Dass beides (für sie) gut ist, kann ich nicht widerlegen, solange ich verstehe, welche Motivation ihrem Verhalten zugrunde liegt.
Dass beides an sich (d.h. "objektiv") gut ist kann ich nicht beweisen oder widerlegen, es sei denn ich setze individuelles Verhalten in Relation zum Wertesystem des Gegenübers, ODER ich stelle das Verhalten des einen oder beider einem anderen Wertesystem, z.B. dem Gesetz, der Moral, dem Knigge oder sonstigem Wertesystemen gegenüber. Erst dann kann ich
bewerten - durch Vergleich - ob etwas gut oder schlecht ist - aus einer bestimmten Perspektive betrachtet: einem Wertesystem
Nun können sich tausend Wertesysteme um das Ja oder Nein einer Handlung streiten und werden niemals zu einem Ergebnis kommen, solange sie sich nicht auf ein einziges Wertesystem einigen.
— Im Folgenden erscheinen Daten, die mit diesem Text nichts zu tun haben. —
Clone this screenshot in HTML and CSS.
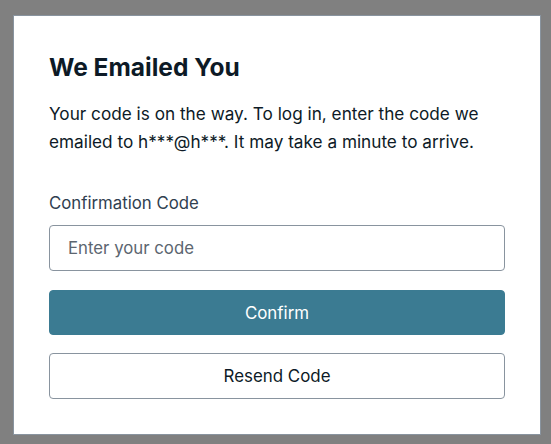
FILE: index.html
```html
<!DOCTYPE html>
<html lang="en">
<head>
<meta charset="utf-8">
<title>We Emailed You</title>
<link rel="stylesheet" href="styles.css">
</head>
<body>
<div class="card">
  <h3 class="title">We Emailed You</h3>
  <p class="desc">Your code is on the way. To log in, enter the code we emailed to h***@h***. It may take a minute to arrive.</p>
  <form class="form">
    <label class="field">
      <span class="label">Confirmation Code</span>
      <input class="input" type="text" placeholder="Enter your code">
    </label>
    <button class="btn btn-primary" type="button">Confirm</button>
    <button class="btn btn-secondary" type="button">Resend Code</button>
  </form>
</div>
</body>
</html>
```
FILE: styles.css
```css
html, body {
  margin: 0;
  padding: 0;
}
body {
  background: #808080;
  font-family: Inter, "Noto Sans", sans-serif;
  color: #0d1a26;
  padding: 15px 0 0 13px;
  height: 444px;
  box-sizing: border-box;
}
.card {
  width: 528px;
  box-sizing: border-box;
  background: #ffffff;
  border: 1px solid #89949f;
  padding: 36px 35px 35px 35px;
  display: flex;
  flex-direction: column;
}
.title {
  margin: 0;
  font-size: 24.5px;
  line-height: 30px;
  font-weight: 700;
  color: #0d1a26;
}
.desc {
  margin: 18px 0 0 0;
  font-size: 17.2px;
  line-height: 28px;
  color: #0d1a26;
}
.form {
  margin-top: 35px;
  display: flex;
  flex-direction: column;
  gap: 19px;
}
.field {
  display: flex;
  flex-direction: column;
  gap: 10px;
}
.label {
  font-size: 16.8px;
  line-height: 24px;
  color: #304050;
}
.input {
  height: 46px;
  box-sizing: border-box;
  border: 1px solid #89949f;
  border-radius: 4px;
  padding: 0 18px;
  font-family: inherit;
  font-size: 16.8px;
  color: #0d1a26;
  outline: none;
}
.input::placeholder {
  color: #5c6670;
}
.btn {
  box-sizing: border-box;
  border-radius: 4px;
  font-family: inherit;
  font-size: 16.9px;
  cursor: pointer;
}
.btn-primary {
  height: 45px;
  background: #3b7b92;
  border: 1px solid #3b7b92;
  color: #ffffff;
}
.btn-secondary {
  height: 46px;
  background: #ffffff;
  border: 1px solid #89949f;
  color: #0d1a26;
  margin-top: -1px;
}
```
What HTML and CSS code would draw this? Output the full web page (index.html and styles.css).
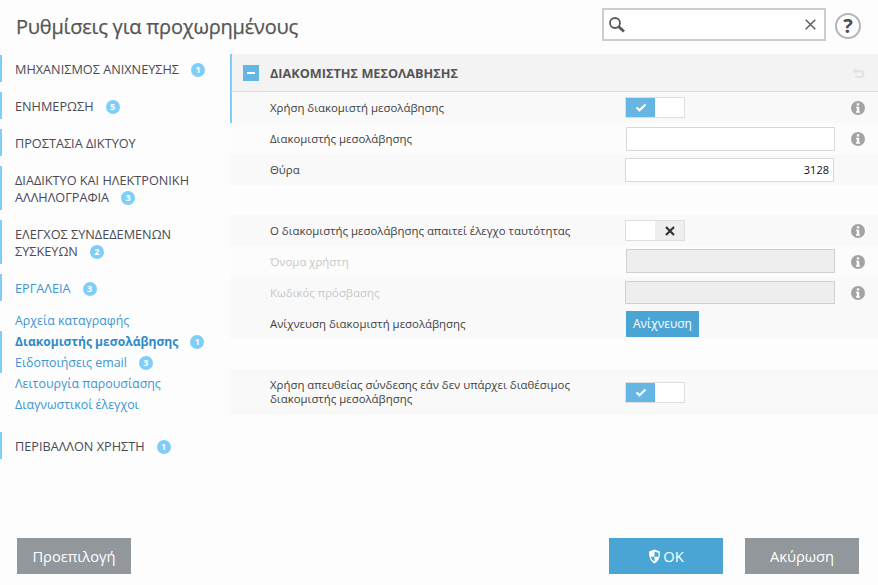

Oder mühsam (z.B. im Streit) ihre Begriffe definieren. Weil aber doch keine gemeinsame Grundlage vorhanden ist, werden Begriffe zu Kompromissen, und damit nur halb befriedigend für jeden Beteiligten. (Auf diese Weise ist zum Beispiel die Einheitsübersetzung der Bibel entstanden

)
Genügt ein Wertesystem einzelnen (Diskussions-)Mitgliedern nicht mehr als Grundlage, anderen schon, z.B. dem Vorsitz (Verein), dem Herrscher (Diktatur), der Mehrheit (Demokratie), so bilden sich bei denen, die das Wertesystem nicht mehr unterstützen, Splittergruppen, Fraktionen, Intrigen, Geheimbünde, Verschwörungen, oder gar Revolutionen (z.B. 1789)
Gott sei Dank leben wir heute in einer pluralistischen Gesellschaft, und jeder akzeptiert den anderen so, wie er ist
Oder genügt euch diese "Ideologie" nicht mehr?
Mit herzlichem Dank an alle, die hier "gepostet" haben (Anglizismus!) hofft yogi auf Zustimmung und Beifall, alle sind glücklich und gehen nach Hause, ob Egoisten oder Altruisten, bei mir seid ihr alle willkommen!
PS: Ich hoffe auch, ihr verzeiht mir, dass ich nicht explizit auf den Altruismus eingehe, das dürft ihr jetzt noch selber in Gruppenarbeit durchkauen, bis euch die Ohren rauchen!